The three of them — Gormley, Joseph and Brilliant — agreed the Tucson Pantsuit Nation group's basic philosophy should be to amplify unheard voices and to get people to listen to each other. That middle path really made sense to Gormley, as she tried to navigate being both a white woman with privilege, and a member of the Muslim community.

"I'm trying to find a way to be more for my community and also at the same time be less, because I don't want to take up space the other people maybe could be occupying and telling their story," she says.

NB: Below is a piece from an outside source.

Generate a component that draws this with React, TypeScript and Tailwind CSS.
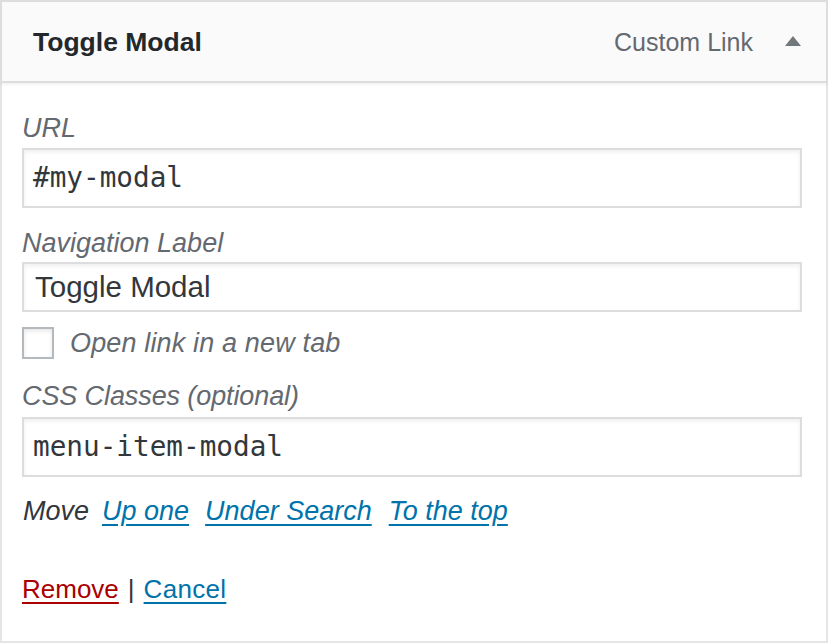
import React from "react";

export default function App() {
  const sans = "font-['Liberation_Sans',Arial,sans-serif]";
  return (
    <div className={`w-[828px] h-[643px] bg-white ${sans}`}>
      <div className="h-[83px] border-2 border-[#dddddd] bg-[#fafafa] flex items-center pl-[31px] pr-[25px] shadow-[0_2px_3px_rgba(0,0,0,0.05)] relative">
        <div className="text-[26.5px] font-bold text-[#23282d] leading-[36px] mt-[1px]">Toggle Modal</div>
        <div className="ml-auto flex items-center">
          <span className="text-[25px] text-[#646970] leading-[36px]">Custom Link</span>
          <svg width="16" height="10" viewBox="0 0 16 10" className="ml-[32px] mb-[1px]">
            <polygon points="8,0 16,10 0,10" fill="#72777c" />
          </svg>
        </div>
      </div>
      <div className="h-[560px] border-x-2 border-b-2 border-[#e5e5e5] pl-[20px] pr-[24px] pt-[27px]">
        <div className="text-[27px] italic text-[#646970] leading-[36px]">URL</div>
        <div className="mt-[2px] h-[60px] border-2 border-[#dddddd] shadow-[inset_0_2px_4px_rgba(0,0,0,0.07)] flex items-center px-[9px] font-['DejaVu_Sans_Mono',monospace] text-[27.7px] text-[#32373c]">
          #my-modal
        </div>
        <div className="mt-[17px] text-[27px] italic text-[#646970] leading-[36px]">Navigation Label</div>
        <div className="mt-[1px] h-[50px] border-2 border-[#dddddd] shadow-[inset_0_2px_4px_rgba(0,0,0,0.07)] flex items-center px-[11px] text-[29.5px] text-[#32373c]">
          Toggle Modal
        </div>
        <div className="mt-[13px] flex items-center">
          <div className="w-[32px] h-[32px] border-2 border-[#b4b9be] bg-white shadow-[inset_0_2px_4px_rgba(0,0,0,0.1)]" />
          <span className="ml-[16px] text-[27px] italic text-[#646970] leading-[36px] tracking-[0.15px]">Open link in a new tab</span>
        </div>
        <div className="mt-[17px] text-[27px] italic text-[#646970] leading-[36px] tracking-[-0.1px]">CSS Classes (optional)</div>
        <div className="mt-[3px] h-[60px] border-2 border-[#dddddd] shadow-[inset_0_2px_4px_rgba(0,0,0,0.07)] flex items-center px-[9px] font-['DejaVu_Sans_Mono',monospace] text-[27.7px] text-[#32373c]">
          menu-item-modal
        </div>
        <div className="mt-[16px] flex items-center text-[27px] italic leading-[36px]">
          <span className="text-[#32373c] ml-[1px]">Move</span>
          <a className="ml-[13px] text-[#0073aa] underline underline-offset-[4px]">Up one</a>
          <a className="ml-[16px] text-[#0073aa] underline underline-offset-[4px]">Under Search</a>
          <a className="ml-[17px] text-[#0073aa] underline underline-offset-[4px]">To the top</a>
        </div>
        <div className="mt-[42px] flex items-center text-[26px] leading-[36px]">
          <a className="text-[#a00] underline underline-offset-[4px]">Remove</a>
          <span className="mx-[9px] text-[#32373c]">|</span>
          <a className="text-[#0073aa] underline underline-offset-[4px] tracking-[0.3px]">Cancel</a>
        </div>
      </div>
    </div>
  );
}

So they organized dinners and moderated difficult discussions about all kinds of things. When Trump announced his travel ban, the Tucson Pantsuit Nation group raised thousands of dollars for the American Civil Liberties Union. By the time summer started, their group had 5,000 members. They were on a roll. Joseph and Brilliant felt like they were finally getting activism right. Gormley felt empowered. They planned to go even bigger, and bought the domain pntucson.org, for Pantsuit Nation Tucson.

Then, a funny thing happened. The national Pantsuit Nation group seemed to change course, and go in a less political direction. The Tucson group decided that wasn't good enough for them.

"They wanted to be just about storytelling. And we weren’t about that," Brilliant says. "Politics is life. These decisions are affecting every aspect of our lives."

Later, Pantsuit Nation founder Libby Chamberlain told Otherhood that the Tucson group (along with many other former Pantsuit Nation groups) had misunderstood; the national group remains political. But Brilliant, Gormley and Joseph decided to break away, hoping they could still keep their momentum going. They brainstormed for a new name that, preferably, started with P and N, since they’d already bought a domain with those letters.

"So 'Project Nexus' came out of that struggle," Gormley laughs. "But we think it's a good fit."

Project Nexus Tucson conveys what they hope to continue building — a connected group of diverse people who recognize their own privilege, listen to each other, and look out for each other. Just like people did back in Gormley's hometown, in New York.